Worin sehen Sie die größten Herausforderungen für Ihre Kunden im kommenden Jahr?

Wir haben in den vergangenen Jahren viel vom New Normal als Heilsversprechen für die Wirtschaft gesprochen. Ich glaube jedoch, wir müssen uns mittlerweile für eine Zeit des »No Normal« rüsten – und den dafür nötigen Mindset kultivieren. Der Krisenmodus wird zum Dauerzustand, Resilienz das Gebot der Stunde. Konkret bedeutet dies: Neben größeren Anstrengungen zu mehr Nachhaltigkeit wird besonders die Notwendigkeit verlässlicherer Lieferketten unsere Kunden weiterhin beschäftigen. Auch die Frage nach einem neuen Verständnis von Globalisierung, das stärker auf regionale Produktionskapazitäten setzt, steht im Raum. In diesem Rahmen wird auch das Thema Cyber Security weiter an Bedeutung gewinnen.

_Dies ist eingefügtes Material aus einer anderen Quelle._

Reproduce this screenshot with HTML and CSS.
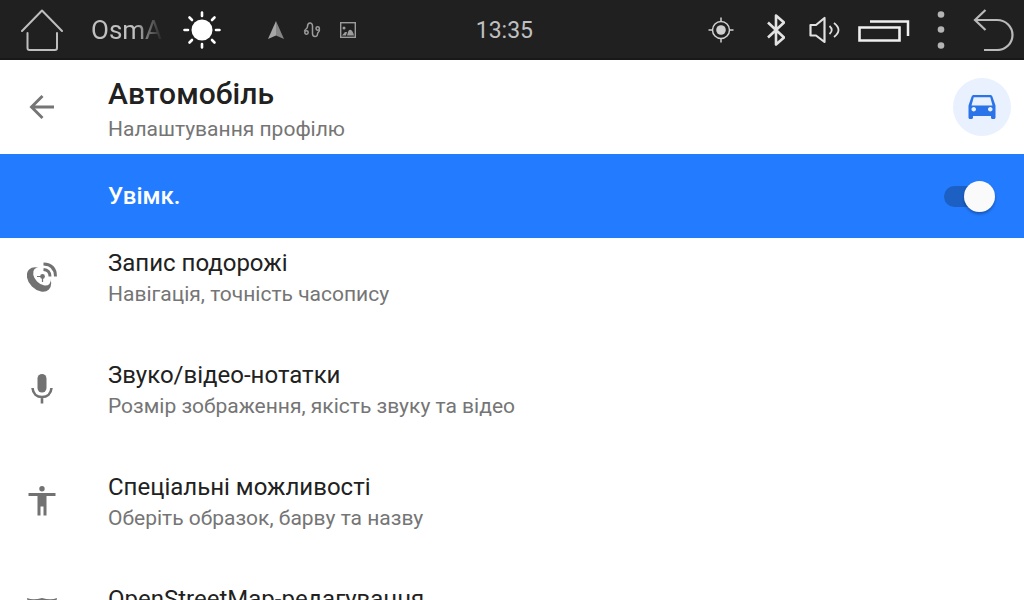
FILE: index.html
```html
<!doctype html>
<html lang="uk">
<head>
	<meta charset="UTF-8">
	<meta name="viewport" content="width=device-width, initial-scale=1">
	<title>Автомобіль</title>
	<link rel="stylesheet" href="styles.css">
</head>
<body>
	<div class="statusbar">
		<div class="status-left">
			<button class="bar-btn" type="button" aria-label="Home">
				<svg width="42" height="42" viewBox="0 0 42 42" fill="none" stroke="#bebebe" stroke-width="2" stroke-linecap="round" stroke-linejoin="round"><path d="M1 22L21 1.500L41 22M6.500 24V39Q6.500 41 8.500 41H34Q36 41 36 39V24"/></svg>
			</button>
			<span class="app-name">OsmAnd</span>
			<svg class="sun" width="38" height="38" viewBox="0 0 38 38" stroke="#fff" stroke-width="2.600" stroke-linecap="round"><circle cx="19" cy="19" r="10.500" fill="#fff" stroke="none"/><path d="M19 1.500V5M19 33V36.500M1.500 19H5M33 19H36.500M6.500 6.500L9 9M29 29L31.500 31.500M6.500 31.500L9 29M29 9L31.500 6.500"/></svg>
			<div class="notices">
				<svg width="18" height="20" viewBox="0 0 18 20"><path d="M9 1L1 19L9 15.500Z" fill="#a6a6a6"/><path d="M9 1L17 19L9 15.500Z" fill="#858585"/></svg>
				<svg width="18" height="20" viewBox="0 0 18 20" fill="none" stroke="#9c9c9c" stroke-width="1.500"><circle cx="3.500" cy="12.500" r="1.700"/><circle cx="14.700" cy="8.500" r="1.700"/><path d="M1.500 11.500C1.500 8.500 4.500 9.500 4.500 6.500C4.500 2 9.500 2 9.500 6V13.500C9.500 17.500 14.500 17.500 14.500 14C14.500 12 16.500 12.500 16.500 9.500"/></svg>
				<svg width="18" height="20" viewBox="0 0 18 20"><rect x="1.700" y="2.700" width="14.600" height="14.600" fill="none" stroke="#9c9c9c" stroke-width="1.400"/><circle cx="5" cy="8" r="1.500" fill="#9c9c9c"/><path d="M3 15.500L6 12L8 12L7 15.500ZM8 15.500L9 12Q10 9 12 10Q14 11 15 15.500Z" fill="#9c9c9c"/></svg>
			</div>
		</div>
		<time class="clock">13:35</time>
		<div class="status-right">
			<svg width="26" height="26" viewBox="0 0 26 26" fill="none" stroke="#cfcfcf" stroke-width="1.500"><circle cx="13" cy="13" r="8.500"/><circle cx="13" cy="13" r="4.800" fill="#cfcfcf" stroke="none"/><path d="M13 .5V5M13 21V25.500M.5 13H5M21 13H25.500"/></svg>
			<svg class="bluetooth" width="18" height="32" viewBox="0 0 18 32" fill="none" stroke="#e2e2e2" stroke-width="2.600" stroke-linejoin="round"><path d="M1 8.500L17 23.500L9 30.500V1.500L17 8.500L1 23.500"/></svg>
			<svg class="volume" width="32" height="28" viewBox="0 0 32 28" fill="none" stroke="#e0e0e0" stroke-width="2.200"><path d="M1.500 9H7L15.500 2V26L7 19.500H1.500Z" stroke-linejoin="round"/><path d="M20.500 10Q25 14 20.500 18M25 7Q34 14 25 21" stroke-width="1.800"/></svg>
			<button class="bar-btn recents" type="button" aria-label="Recent apps">
				<svg width="52" height="24" viewBox="0 0 52 24" fill="none" stroke="#efefef" stroke-width="2.600"><path d="M1.500 9.500H41.500V22.500H1.500Z"/><path d="M12 3.500H50V18" stroke-width="2.500"/></svg>
			</button>
			<button class="bar-btn more" type="button" aria-label="Menu">
				<svg width="8" height="38" viewBox="0 0 8 38" fill="#b4b4b4"><circle cx="4" cy="3.500" r="3.300"/><circle cx="4" cy="18.500" r="3.300"/><circle cx="4" cy="34.500" r="3.300"/></svg>
			</button>
			<button class="bar-btn back" type="button" aria-label="Back">
				<svg width="41" height="42" viewBox="0 0 41 42" fill="none" stroke="#bababa" stroke-width="2.200"><path d="M12.500 1L2 11L12.500 21M2 11H24C33 11 39.500 18 39.500 26C39.500 34 33 41 24 41H11"/></svg>
			</button>
		</div>
	</div>

	<header class="toolbar">
		<button class="icon-col nav-back" type="button" aria-label="Назад">
			<svg width="26" height="26" viewBox="0 0 26 26" fill="none" stroke="#757575" stroke-width="2.900"><path d="M25 13H3M13.500 2L2.500 13L13.500 24"/></svg>
		</button>
		<div class="toolbar-text">
			<h1>Автомобіль</h1>
			<p>Налаштування профілю</p>
		</div>
		<span class="profile">
			<svg width="36" height="36" viewBox="0 0 24 24" fill="#2a73e8"><path d="M18.920 5.010C18.720 4.420 18.160 4 17.500 4h-11c-.66 0-1.210.42-1.420 1.010L3 11v8c0 .55.45 1 1 1h1c.55 0 1-.45 1-1v-1h12v1c0 .55.45 1 1 1h1c.55 0 1-.45 1-1v-8l-2.080-5.990zM6.500 15c-.83 0-1.500-.67-1.500-1.500S5.670 12 6.500 12s1.500.67 1.500 1.500S7.330 15 6.500 15zm11 0c-.83 0-1.500-.67-1.500-1.500s.67-1.500 1.500-1.500 1.500.67 1.500 1.500-.67 1.500-1.500 1.500zM5 11l1.500-5.500h11L19 11H5z"/></svg>
		</span>
	</header>

	<div class="enable">
		<label for="enabled">Увімк.</label>
		<input class="switch" type="checkbox" role="switch" id="enabled" checked>
	</div>

	<main class="list">
		<a class="item" href="#trip">
			<span class="icon-col">
				<svg width="30" height="32" viewBox="0 0 30 32">
					<ellipse cx="12" cy="17.500" rx="14" ry="10" transform="rotate(45 12 17.500)" fill="#727272"/>
					<ellipse cx="15" cy="14.500" rx="10.500" ry="7" transform="rotate(45 15 14.500)" fill="#fff"/>
					<circle cx="15.500" cy="14.500" r="2.400" fill="#727272"/>
					<path d="M10 14.500H15.500V20" fill="none" stroke="#727272" stroke-width="1.200"/>
					<path d="M16.500 7.500Q23 8 23 14.500M16.500 2Q28.500 2.500 28.500 14.500" fill="none" stroke="#727272" stroke-width="2.900"/>
				</svg>
			</span>
			<span class="item-text">
				<span class="item-title">Запис подорожі</span>
				<span class="item-sub">Навігація, точність часопису</span>
			</span>
		</a>
		<a class="item" href="#notes">
			<span class="icon-col">
				<svg width="22" height="32" viewBox="0 0 22 32"><rect x="6.500" y="0" width="9" height="18.500" rx="4.500" fill="#727272"/><path d="M1.500 14C2 20 6 23 11 23C16 23 20 20 20.500 14M11 23V29.500" fill="none" stroke="#727272" stroke-width="2.600"/></svg>
			</span>
			<span class="item-text">
				<span class="item-title">Звуко/відео-нотатки</span>
				<span class="item-sub">Розмір зображення, якість звуку та відео</span>
			</span>
		</a>
		<a class="item" href="#accessibility">
			<span class="icon-col">
				<svg width="28" height="32" viewBox="0 0 28 32" fill="#727272"><circle cx="14" cy="2.700" r="2.700"/><path d="M.5 7H27.500V10H18.500V29.500H15.500V20.500H12.500V29.500H9.500V10H.5Z"/></svg>
			</span>
			<span class="item-text">
				<span class="item-title">Спеціальні можливості</span>
				<span class="item-sub">Оберіть образок, барву та назву</span>
			</span>
		</a>
		<a class="item" href="#osm">
			<span class="icon-col">
				<svg width="30" height="32" viewBox="0 0 30 32" fill="#727272"><path d="M0 0Q6 2.500 15 0Q24 2.500 30 0L28 10Q32 20 26 26Q20 28 15 32Q10 28 4 26Q-2 20 2 10Z"/></svg>
			</span>
			<span class="item-text">
				<span class="item-title">OpenStreetMap-редагування</span>
			</span>
		</a>
	</main>
</body>
</html>
```

FILE: styles.css
```css
*{
	box-sizing: border-box;
}
body{
	margin: 0;
	height: 100vh;
	overflow: hidden;
	display: flex;
	flex-direction: column;
	background: #fff;
	color: #212121;
	font-family: Roboto, "Noto Sans", sans-serif;
}
button{
	padding: 0;
	border: 0;
	background: none;
	cursor: pointer;
}
svg{
	display: block;
	flex: none;
}

/* status bar */
.statusbar{
	flex: none;
	display: flex;
	align-items: center;
	height: 60px;
	padding: 0 10px 0 21px;
	background: #202020;
	box-shadow: inset 0 -2px #181818;
	color: #c0c0c0;
}
.status-left,
.status-right,
.notices{
	display: flex;
	align-items: center;
}
.status-left{
	flex: 0 0 46%;
}
.app-name{
	width: 72px;
	margin: 0 20px 0 28px;
	overflow: hidden;
	font-size: 26px;
	line-height: 32px;
	-webkit-mask-image: linear-gradient(to right, #000 60%, transparent);
	mask-image: linear-gradient(to right, #000 60%, transparent);
}
.notices{
	gap: 18px;
	margin-left: 46px;
}
.clock{
	margin-left: -2px;
	padding-top: 2px;
	font-size: 23px;
	line-height: 32px;
}
.status-right{
	margin-left: auto;
}
.bluetooth{
	margin-left: 33px;
}
.volume{
	margin-left: 24px;
}
.recents{
	margin-left: 17px;
}
.more{
	margin-left: 27px;
}
.back{
	margin-left: 28px;
}

/* profile header */
.toolbar{
	flex: none;
	display: flex;
	align-items: center;
	height: 94px;
	padding-right: 13px;
}
.icon-col{
	flex: none;
	display: flex;
	justify-content: center;
	align-items: center;
	width: 84px;
	margin-right: 24px;
}
.nav-back{
	height: 58px;
}
.toolbar-text{
	flex: 1;
	padding-top: 4px;
}
.toolbar h1{
	margin: 0;
	font-size: 30px;
	font-weight: 500;
	line-height: 40px;
}
.toolbar p{
	margin: 0;
	color: #757575;
	font-size: 21px;
	line-height: 30px;
}
.profile{
	display: flex;
	justify-content: center;
	align-items: center;
	width: 58px;
	height: 58px;
	border-radius: 50%;
	background: #e8f1fd;
}

/* on/off row */
.enable{
	flex: none;
	display: flex;
	align-items: center;
	justify-content: space-between;
	height: 84px;
	padding: 0 34px 0 108px;
	background: #237bff;
	color: #fff;
	font-size: 24px;
	font-weight: 500;
	line-height: 32px;
}
.switch{
	appearance: none;
	position: relative;
	width: 46px;
	height: 21px;
	margin: 0;
	border-radius: 11px;
	background: #1c60c4;
	cursor: pointer;
}
.switch::before{
	content: "";
	position: absolute;
	top: -5px;
	left: -5px;
	width: 31px;
	height: 31px;
	border-radius: 50%;
	background: #fafafa;
	box-shadow: 0 2px 3px rgba(0, 0, 0, .3);
}
.switch:checked::before{
	left: 20px;
}

/* settings list */
.list{
	flex: 1;
	display: flex;
	flex-direction: column;
	gap: 50px;
	min-height: 0;
	padding-top: 9px;
	overflow: hidden;
}
.item{
	flex: none;
	display: flex;
	align-items: center;
	min-height: 62px;
	color: inherit;
	text-decoration: none;
}
.item-text{
	align-self: flex-start;
}
.item-title,
.item-sub{
	display: block;
}
.item-title{
	font-size: 24px;
	line-height: 32px;
}
.item-sub{
	color: #757575;
	font-size: 21px;
	line-height: 30px;
}
```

Welche Zukunftsthemen und Technologietrends sind Ihrer Meinung nach von größter Bedeutung angesichts der derzeitigen Weltlage?

Die wohl wichtigsten Zukunftsthemen bestimmen schon längst unsere Gegenwart: Nachhaltigkeit und Resilienz. Wir müssen Antworten auf den Klimawandel finden, genauso, wie wir den Forderungen nach mehr Sicherheit gerecht werden müssen. Die Hyperkonnektivität und die Flut an Daten, die sie nach sich zieht, werden dabei von entscheidender Wichtigkeit sein. Noch relevanter werden jedoch all jene Technologien sein, die das Potenzial dieser Daten im Sinne der Digitalisierung wirklich zu ihrem Recht kommen lassen. Denn nur richtig genutzte Daten schaffen die Transparenz, die es braucht, um Veränderungen herbeizuführen.